Resolving exciton and polariton multi-particle correlations in an optical microcavity in the strong coupling regime
Victoria Quirós-Cordero, Esteban Rojas-Gatjens, Martín Gómez-Dominguez, Hao Li, Carlo A. R. Perini, Natalie Stingelin, Juan-Pablo Correa-Baena, Eric R. Bittner, Ajay Ram Srimath Kandada, Carlos Silva-Acuña
TL;DR
The paper investigates how multi-particle correlations among excitons, polaritons, and reservoir states govern ultrafast dynamics in strongly coupled microcavities based on 2D metal-halide perovskites. Using two-dimensional coherent spectroscopy (1Q and 2Q) and a dark-continuum scattering framework, it resolves interactions between lower polaritons, bright excitons, and reservoir states that drive polariton condensation. Key findings include ultrafast population transfer from higher-energy polaritons and reservoir populations to the lower polariton within ~100–150 fs, enhanced exciton-exciton annihilation in the cavity, and clear LP–X_A and LP–MP1 correlations indicating reservoir-mediated two-particle scattering.
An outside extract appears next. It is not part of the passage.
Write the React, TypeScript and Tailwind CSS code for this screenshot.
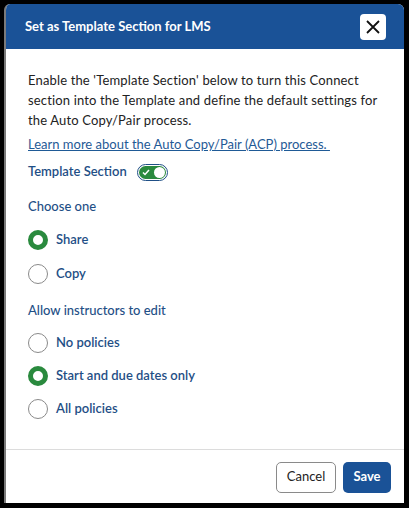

The results highlight the importance of beyond-mean-field fluctuations and scattering via a dark exciton continuum for polariton condensation and provide experimental signatures and rates to guide refined theories.
Abstract
Multi-particle correlations of exciton-polaritons and reservoir-excitons in the strong light-matter coupling regime dictate the quantum dynamics of optical microcavities. In this letter, we examine the many-body exciton-polariton dynamics in a Fabry-Pérot microcavity of a two-dimensional metal-halide semiconductor over timescales involving polariton ($\ll 1$\,ps) and exciton ($\gg 1$\,ps) scattering. We find enhanced exciton nonlinear dynamics in the microcavity versus the bare semiconductor, concomitant with ultrafast polariton scattering dynamics. We measure, by means of coherent spectroscopy, the coupling between exciton-polaritons, bright excitons, and reservoir-excitons that highlight the complex scattering landscape that fundamentally drives polariton condensation.